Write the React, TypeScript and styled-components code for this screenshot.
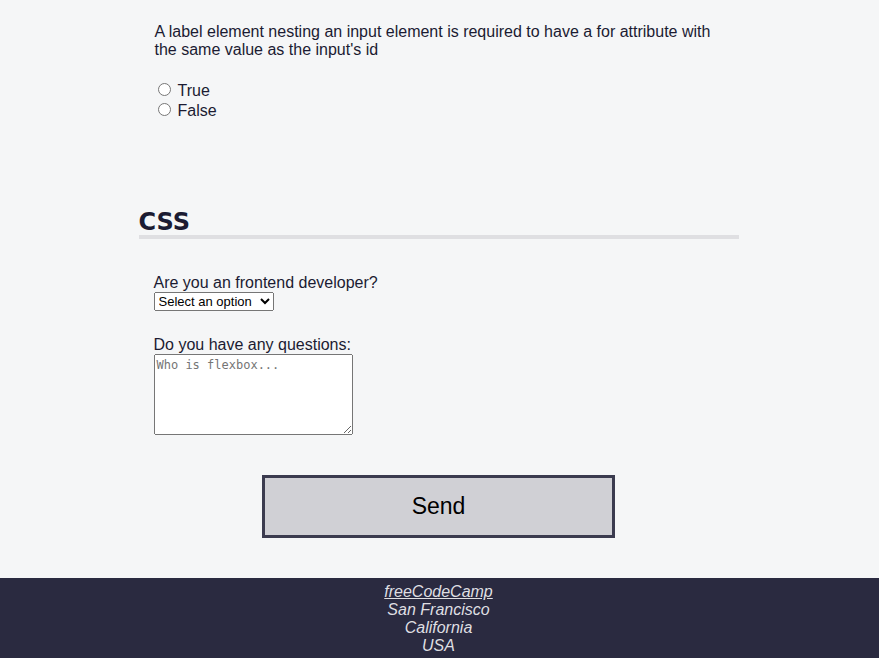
import React from "react";
import styled, { createGlobalStyle } from "styled-components";

const GlobalStyle = createGlobalStyle`
  *, *::before, *::after { box-sizing: border-box; }
  body {
    margin: 0;
    background: #f5f6f7;
    color: #1b1b32;
    font-family: "Liberation Sans", Arial, sans-serif;
    font-size: 16px;
    line-height: 18px;
  }
`;

const Main = styled.main`
  padding: 23px 2px 0 0;
`;

const Section = styled.section`
  width: 600px;
  max-width: 100%;
  margin: 0 auto;
`;

const QuestionBlock = styled.fieldset`
  border: 0;
  margin: 0;
  padding: 0 16px;
`;

const Legend = styled.legend`
  padding: 0;
  margin-bottom: 22px;
`;

const Option = styled.label`
  display: flex;
  align-items: center;
  gap: 7px;
  height: 20px;
`;

const Radio = styled.input`
  width: 13px;
  height: 13px;
  margin: 0 0 3px 3px;
`;

const Heading = styled.h2`
  margin: 83px 0 35px;
  padding-top: 5px;
  border-bottom: 4px solid #dfdfe2;
  font-family: "DejaVu Sans", Verdana, sans-serif;
  font-size: 24px;
  line-height: 26px;
  font-weight: 700;
`;

const Field = styled.div`
  display: flex;
  flex-direction: column;
  align-items: flex-start;
  padding: 0 15px;
  margin-bottom: 25px;
`;

const Select = styled.select`
  width: 120px;
  height: 19px;
  font-family: "Liberation Sans", Arial, sans-serif;
  font-size: 13px;
`;

const TextArea = styled.textarea`
  width: 199px;
  height: 81px;
  padding: 3px 2px 2px;
  font-family: "DejaVu Sans Mono", monospace;
  font-size: 12px;
`;

const SendButton = styled.button`
  display: block;
  width: 353px;
  max-width: 100%;
  height: 63px;
  margin: 40px auto;
  border: 3px solid #3b3b4f;
  background: #d0d0d5;
  color: #000;
  font-family: "Liberation Sans", Arial, sans-serif;
  font-size: 23px;
`;

const Footer = styled.footer`
  padding: 5px 2px 3px 0;
  background: #2a2a40;
  color: #dfdfe2;
  text-align: center;
`;

const Link = styled.a`
  color: inherit;
`;

export default function App() {
  return (
    <>
      <GlobalStyle />
      <Main>
        <form>
          <Section>
            <QuestionBlock>
              <Legend>
                A label element nesting an input element is required to have a for attribute with the same value as the input's id
              </Legend>
              <Option><Radio type="radio" name="nesting" value="true" />True</Option>
              <Option><Radio type="radio" name="nesting" value="false" />False</Option>
            </QuestionBlock>
          </Section>
          <Section>
            <Heading>CSS</Heading>
            <Field>
              <label htmlFor="developer">Are you an frontend developer?</label>
              <Select id="developer" defaultValue="">
                <option value="">Select an option</option>
                <option value="yes">Yes</option>
                <option value="no">No</option>
              </Select>
            </Field>
            <Field>
              <label htmlFor="questions">Do you have any questions:</label>
              <TextArea id="questions" placeholder="Who is flexbox..." />
            </Field>
          </Section>
          <SendButton type="button">Send</SendButton>
        </form>
      </Main>
      <Footer>
        <address>
          <Link href="#">freeCodeCamp</Link><br />
          San Francisco<br />
          California<br />
          USA
        </address>
      </Footer>
    </>
  );
}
-*-
:: Given problem ::
In this exercise, set down all of the data exactly, without the pictures.

:: Final result ::
Write the React, TypeScript and styled-components code for this screenshot.
import React from "react";
import styled, { createGlobalStyle } from "styled-components";

const GlobalStyle = createGlobalStyle`
  *, *::before, *::after { box-sizing: border-box; }
  body {
    margin: 0;
    background: #f5f6f7;
    color: #1b1b32;
    font-family: "Liberation Sans", Arial, sans-serif;
    font-size: 16px;
    line-height: 18px;
  }
`;

const Main = styled.main`
  padding: 23px 2px 0 0;
`;

const Section = styled.section`
  width: 600px;
  max-width: 100%;
  margin: 0 auto;
`;

const QuestionBlock = styled.fieldset`
  border: 0;
  margin: 0;
  padding: 0 16px;
`;

const Legend = styled.legend`
  padding: 0;
  margin-bottom: 22px;
`;

const Option = styled.label`
  display: flex;
  align-items: center;
  gap: 7px;
  height: 20px;
`;

const Radio = styled.input`
  width: 13px;
  height: 13px;
  margin: 0 0 3px 3px;
`;

const Heading = styled.h2`
  margin: 83px 0 35px;
  padding-top: 5px;
  border-bottom: 4px solid #dfdfe2;
  font-family: "DejaVu Sans", Verdana, sans-serif;
  font-size: 24px;
  line-height: 26px;
  font-weight: 700;
`;

const Field = styled.div`
  display: flex;
  flex-direction: column;
  align-items: flex-start;
  padding: 0 15px;
  margin-bottom: 25px;
`;

const Select = styled.select`
  width: 120px;
  height: 19px;
  font-family: "Liberation Sans", Arial, sans-serif;
  font-size: 13px;
`;

const TextArea = styled.textarea`
  width: 199px;
  height: 81px;
  padding: 3px 2px 2px;
  font-family: "DejaVu Sans Mono", monospace;
  font-size: 12px;
`;

const SendButton = styled.button`
  display: block;
  width: 353px;
  max-width: 100%;
  height: 63px;
  margin: 40px auto;
  border: 3px solid #3b3b4f;
  background: #d0d0d5;
  color: #000;
  font-family: "Liberation Sans", Arial, sans-serif;
  font-size: 23px;
`;

const Footer = styled.footer`
  padding: 5px 2px 3px 0;
  background: #2a2a40;
  color: #dfdfe2;
  text-align: center;
`;

const Link = styled.a`
  color: inherit;
`;

export default function App() {
  return (
    <>
      <GlobalStyle />
      <Main>
        <form>
          <Section>
            <QuestionBlock>
              <Legend>
                A label element nesting an input element is required to have a for attribute with the same value as the input's id
              </Legend>
              <Option><Radio type="radio" name="nesting" value="true" />True</Option>
              <Option><Radio type="radio" name="nesting" value="false" />False</Option>
            </QuestionBlock>
          </Section>
          <Section>
            <Heading>CSS</Heading>
            <Field>
              <label htmlFor="developer">Are you an frontend developer?</label>
              <Select id="developer" defaultValue="">
                <option value="">Select an option</option>
                <option value="yes">Yes</option>
                <option value="no">No</option>
              </Select>
            </Field>
            <Field>
              <label htmlFor="questions">Do you have any questions:</label>
              <TextArea id="questions" placeholder="Who is flexbox..." />
            </Field>
          </Section>
          <SendButton type="button">Send</SendButton>
        </form>
      </Main>
      <Footer>
        <address>
          <Link href="#">freeCodeCamp</Link><br />
          San Francisco<br />
          California<br />
          USA
        </address>
      </Footer>
    </>
  );
}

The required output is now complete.